## Start THE RECORDS

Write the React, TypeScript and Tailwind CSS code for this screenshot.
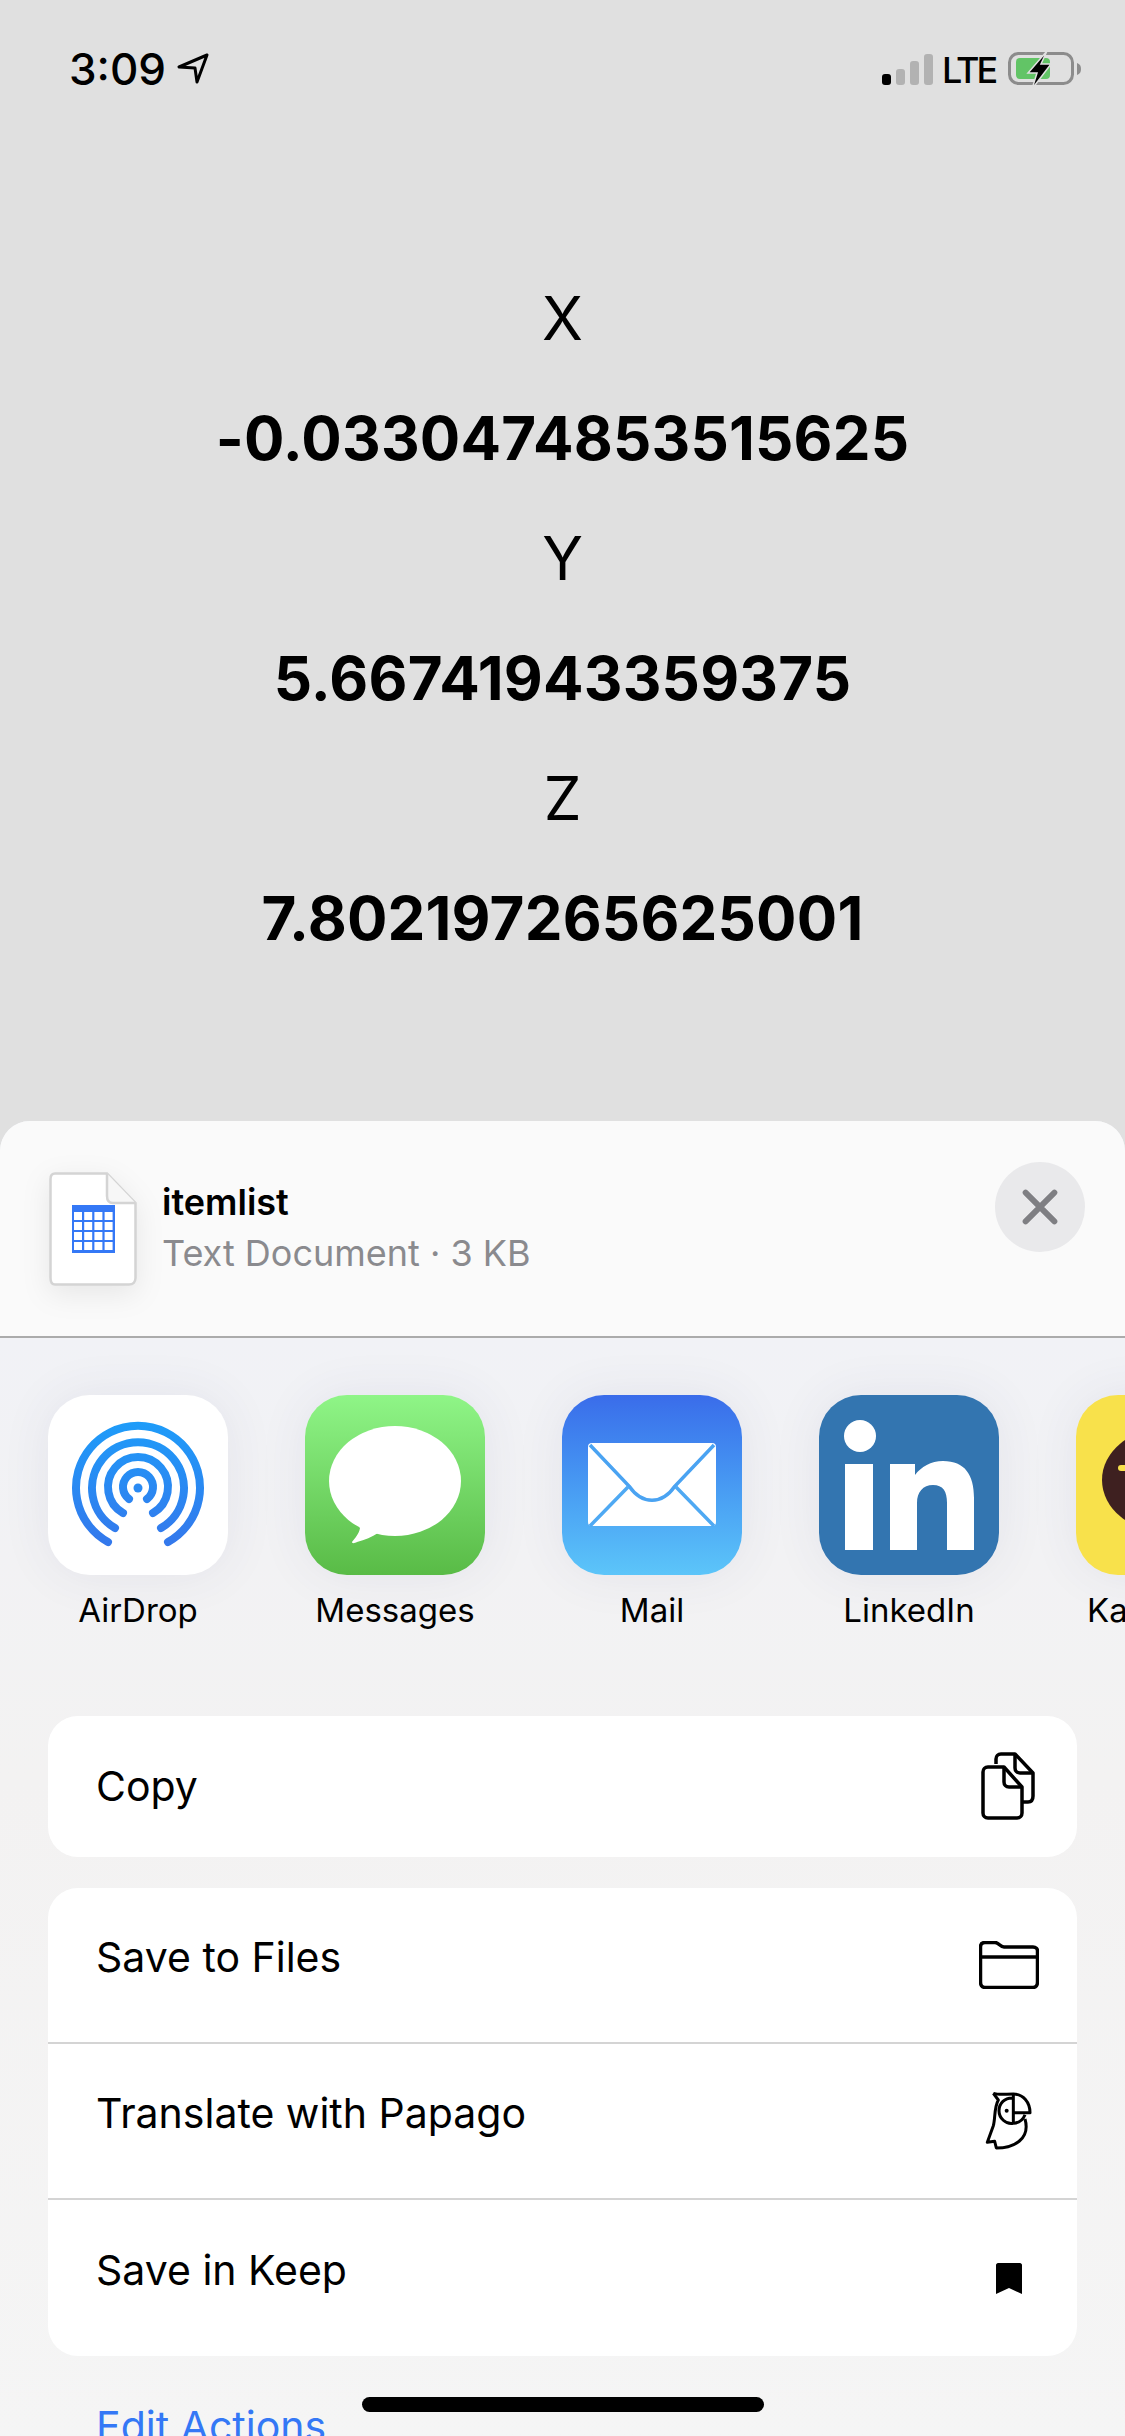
const font = "[font-family:Inter,'Liberation_Sans',sans-serif]";

function AirDropIcon() {
  const arcs = [
    { r: 62, dx: 30, dy: 54 },
    { r: 46, dx: 23, dy: 40 },
    { r: 30, dx: 15, dy: 25 },
    { r: 15, dx: 9, dy: 11 },
  ];
  return (
    <svg viewBox="0 0 180 180" className="w-full h-full">
      <defs>
        <linearGradient id="air" gradientUnits="userSpaceOnUse" x1="0" y1="27" x2="0" y2="150">
          <stop offset="0" stopColor="#1e9cf9" />
          <stop offset="1" stopColor="#3478ec" />
        </linearGradient>
      </defs>
      {arcs.map((a) => (
        <path
          key={a.r}
          d={`M${90 - a.dx} ${93 + a.dy}A${a.r} ${a.r} 0 1 1 ${90 + a.dx} ${93 + a.dy}`}
          fill="none"
          stroke="url(#air)"
          strokeWidth="8"
          strokeLinecap="round"
        />
      ))}
      <circle cx="90" cy="93" r="4.5" fill="#2a8af3" />
    </svg>
  );
}

function MessagesIcon() {
  return (
    <svg viewBox="0 0 180 180" className="w-full h-full">
      <ellipse cx="90" cy="86" rx="66" ry="55" fill="#fff" />
      <path d="M52 128L55 133C54 139 50 143 47 147C47 149 50 148 52 147C60 145 67 142 73 138L80 128Z" fill="#fff" />
    </svg>
  );
}

function MailIcon() {
  return (
    <svg viewBox="0 0 180 180" className="w-full h-full">
      <rect x="26" y="48" width="128" height="83" rx="4" fill="#fff" />
      <path d="M28 50L67 91C80 110 100 110 113 91L152 50" fill="none" stroke="#4aa3f2" strokeWidth="3.5" />
      <path d="M28 131L66 92M152 131L114 92" fill="none" stroke="#4fa9f3" strokeWidth="3.5" />
    </svg>
  );
}

function LinkedInIcon() {
  return (
    <svg viewBox="0 0 180 180" className="w-full h-full">
      <ellipse cx="41" cy="41" rx="16" ry="16" fill="#fff" />
      <rect x="26" y="69" width="28" height="86" fill="#fff" />
      <path
        d="M71 69H96V80C102 72 112 66 124 66C146 66 155 80 155 103V155H128V108C128 96 124 90 114 90C104 90 98 97 98 108V155H71Z"
        fill="#fff"
      />
    </svg>
  );
}

function KakaoIcon() {
  return (
    <svg viewBox="0 0 180 180" className="w-full h-full">
      <ellipse cx="90" cy="85" rx="64" ry="52" fill="#3e2020" />
      <rect x="42" y="70" width="16" height="6" rx="3" fill="#f8e14b" />
    </svg>
  );
}

const apps = [
  { name: "AirDrop", bg: "bg-white", Icon: AirDropIcon },
  { name: "Messages", bg: "bg-gradient-to-b from-[#8ff587] to-[#59bb46]", Icon: MessagesIcon },
  { name: "Mail", bg: "bg-gradient-to-b from-[#3a6cea] to-[#5cc5f9]", Icon: MailIcon },
  { name: "LinkedIn", bg: "bg-[#3375b0]", Icon: LinkedInIcon },
  { name: "KakaoTalk", bg: "bg-[#f8e14b]", Icon: KakaoIcon },
];

function CopyIcon() {
  return (
    <svg viewBox="0 0 60 72" className="w-[60px] h-[72px]" fill="none" stroke="#000" strokeWidth="3.5" strokeLinejoin="round">
      <path d="M17 13V8C17 5 19 3 22 3H36L54 22V45C54 49 52 51 49 51H43" />
      <path d="M36 3V17C36 20 38 22 41 22H54" />
      <path d="M9 16H25L43 36V62C43 65 41 67 38 67H9C6 67 4 65 4 62V21C4 18 6 16 9 16Z" />
      <path d="M25 16V31C25 34 27 36 30 36H43" />
    </svg>
  );
}

function FolderIcon() {
  return (
    <svg viewBox="0 0 60 48" className="w-[60px] h-[48px]" fill="none" stroke="#000" strokeWidth="3.5" strokeLinejoin="round">
      <path d="M6 1.5H16C20 1.5 21 6 25 6H54C57 6 58.5 8 58.5 10V41C58.5 44 57 46.5 54 46.5H6C3 46.5 1.5 44 1.5 41V6C1.5 3 3 1.5 6 1.5Z" />
      <path d="M1.5 16H58.5" />
    </svg>
  );
}

function ParrotIcon() {
  return (
    <svg viewBox="0 0 210 225" className="w-[70px] h-[75px]" fill="none" stroke="#000" strokeWidth="9" strokeLinejoin="round">
      <path d="M58 28C75 33 95 30 118 30C148 30 168 55 168 86H120" />
      <path d="M58 28L73 48C60 70 64 105 58 125L40 175L62 172L67 192C120 192 170 165 153 105" />
      <path d="M118 30V118C95 122 75 102 75 80C75 58 92 40 118 42" />
      <path d="M120 118C135 116 148 105 153 92" />
      <circle cx="98" cy="80" r="6" fill="#000" stroke="none" />
    </svg>
  );
}

function BookmarkIcon() {
  return (
    <svg viewBox="0 0 26 31" className="w-[26px] h-[31px]">
      <path d="M2 0H24C25 0 26 1 26 2V31L13 25L0 31V2C0 1 1 0 2 0Z" fill="#000" />
    </svg>
  );
}

function ActionRow({ label, icon, divided, shift }: { label: string; icon: React.ReactNode; divided?: boolean; shift?: boolean }) {
  return (
    <div className={`flex items-center justify-between h-[156px] pl-[48px] pr-[33px] ${divided ? "border-b-2 border-[#d4d4d4]" : ""}`}>
      <span className={`text-[41px] text-black ${shift ? "pb-[14px]" : ""}`}>{label}</span>
      <div className="w-[70px] flex items-center justify-center">{icon}</div>
    </div>
  );
}

export default function App() {
  const values = [
    ["X", "-0.0330474853515625"],
    ["Y", "5.66741943359375"],
    ["Z", "7.802197265625001"],
  ];

  return (
    <div className={`relative h-[2436px] w-[1125px] overflow-hidden bg-[#e0e0e0] text-black ${font}`}>
      {/* Top area */}
      <div className="h-[1121px]">
        <div className="flex items-start justify-between pl-[69px] pr-[43px] pt-[52px] h-[258px]">
          <div className="flex items-start gap-[11px]">
            <span className="text-[44px] leading-[34px] font-medium">3:09</span>
            <svg viewBox="0 0 32 31" className="w-[32px] h-[31px] mt-[1px]" fill="none" stroke="#000" strokeWidth="3" strokeLinejoin="round">
              <path d="M30 2L2 14L18 15L20 29Z" />
            </svg>
          </div>
          <div className="flex items-start">
            <div className="flex items-end gap-[5px] h-[32px] mt-[1px]">
              <div className="w-[9px] h-[11px] rounded-[3px] bg-black" />
              <div className="w-[9px] h-[16px] rounded-[3px] bg-[#b2b2b2]" />
              <div className="w-[9px] h-[24px] rounded-[3px] bg-[#b2b2b2]" />
              <div className="w-[9px] h-[31px] rounded-[3px] bg-[#b2b2b2]" />
            </div>
            <span className="ml-[9px] text-[36px] leading-[38px] font-medium tracking-[-3px] w-[62px] -mt-[1px]">LTE</span>
            <svg viewBox="0 0 78 38" className="w-[78px] h-[38px] -mt-[1px]">
              <rect x="5.5" y="2.5" width="63" height="30" rx="9" fill="none" stroke="#8c8c8c" strokeWidth="3" />
              <rect x="12" y="7" width="34" height="21" rx="4" fill="#62c466" />
              <path d="M73 12C76 13 77 15 77 18C77 21 76 23 73 24Z" fill="#8c8c8c" />
              <path d="M43 0L24 22H33L28 38L47 13H37Z" fill="#000" stroke="#e0e0e0" strokeWidth="1.5" />
            </svg>
          </div>
        </div>
        <div className="flex flex-col items-center">
          {values.map(([axis, value]) => (
            <div key={axis} className="flex flex-col items-center">
              <span className="text-[60px] leading-[120px]">{axis}</span>
              <span className="text-[60px] leading-[120px] font-bold tracking-[0.2px]">{value}</span>
            </div>
          ))}
        </div>
      </div>

      {/* Share sheet */}
      <div className="h-[1315px] rounded-t-[30px] overflow-hidden bg-gradient-to-b from-[#f0f2f8] via-[#f3f2f2] to-[#f5f5f5]">
        <div className="h-[217px] bg-[#fafafa] border-b-2 border-[#ababab] flex items-start pl-[49px] pr-[40px]">
          <svg viewBox="0 0 88 114" className="w-[88px] h-[114px] mt-[51px] shrink-0 drop-shadow-[0_8px_14px_rgba(0,0,0,0.08)]">
            <path d="M6 1.5H58L86.5 31V106C86.5 110 84 112.5 80 112.5H6C3 112.5 1.5 110 1.5 106V7C1.5 3 3 1.5 6 1.5Z" fill="#fff" stroke="#d4d4d4" strokeWidth="2.5" />
            <path d="M58 1.5V24C58 28 60 31 64 31H86.5" fill="#f7f7f7" stroke="#d4d4d4" strokeWidth="2.5" />
            <rect x="23" y="33" width="43" height="48" fill="#3478f6" />
            {[0, 1, 2, 3].map((row) =>
              [0, 1, 2, 3].map((col) => (
                <rect key={`${row}-${col}`} x={25 + col * 10.2} y={40 + row * 10} width="8" height="8" fill="#fff" />
              ))
            )}
          </svg>
          <div className="ml-[25px] mt-[61px] flex flex-col">
            <span className="text-[36px] leading-[40px] font-semibold">itemlist</span>
            <span className="text-[36px] leading-[40px] mt-[11px] text-[#8a8a8e]">Text Document · 3 KB</span>
          </div>
          <div className="ml-auto mt-[41px] w-[90px] h-[90px] rounded-full bg-[#e9e9eb] flex items-center justify-center">
            <svg viewBox="0 0 40 40" className="w-[36px] h-[36px]" fill="none" stroke="#7f7f83" strokeWidth="6.5" strokeLinecap="round">
              <path d="M4 4L36 36M36 4L4 36" />
            </svg>
          </div>
        </div>

        <div className="flex gap-[77px] pl-[48px] pt-[57px] h-[378px] overflow-hidden w-[1125px]">
          {apps.map(({ name, bg, Icon }) => (
            <div key={name} className="w-[180px] shrink-0 flex flex-col items-center">
              <div className={`w-[180px] h-[180px] rounded-[42px] overflow-hidden shadow-[0_0_50px_rgba(60,70,110,0.08)] ${bg}`}>
                <Icon />
              </div>
              <span className="mt-[15px] text-[33px] leading-[40px] whitespace-nowrap">{name}</span>
            </div>
          ))}
        </div>

        <div className="flex flex-col gap-[31px] px-[48px]">
          <div className="h-[141px] rounded-[30px] bg-white flex items-center justify-between pl-[48px] pr-[33px]">
            <span className="text-[41px]">Copy</span>
            <div className="w-[70px] flex items-center justify-center"><CopyIcon /></div>
          </div>
          <div className="rounded-[30px] bg-white overflow-hidden">
            <ActionRow label="Save to Files" icon={<FolderIcon />} divided shift />
            <ActionRow label="Translate with Papago" icon={<ParrotIcon />} divided shift />
            <ActionRow label="Save in Keep" icon={<BookmarkIcon />} shift />
          </div>
        </div>
        <div className="pl-[96px] pt-[45px] text-[41px] leading-[50px] text-[#3478f6]">Edit Actions</div>
      </div>

      {/* Home indicator */}
      <div className="absolute left-[362px] top-[2397px] w-[402px] h-[15px] rounded-full bg-black" />
    </div>
  );
}
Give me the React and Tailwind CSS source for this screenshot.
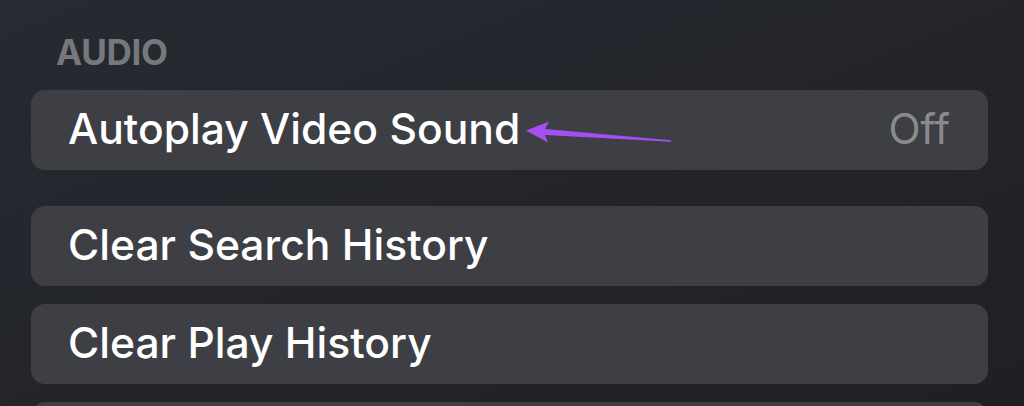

## End THE RECORDS

> **DIRECTION**
Write only the number of lines in the records that include the word "React".

> **ANSWER TO THE PROBLEM**
3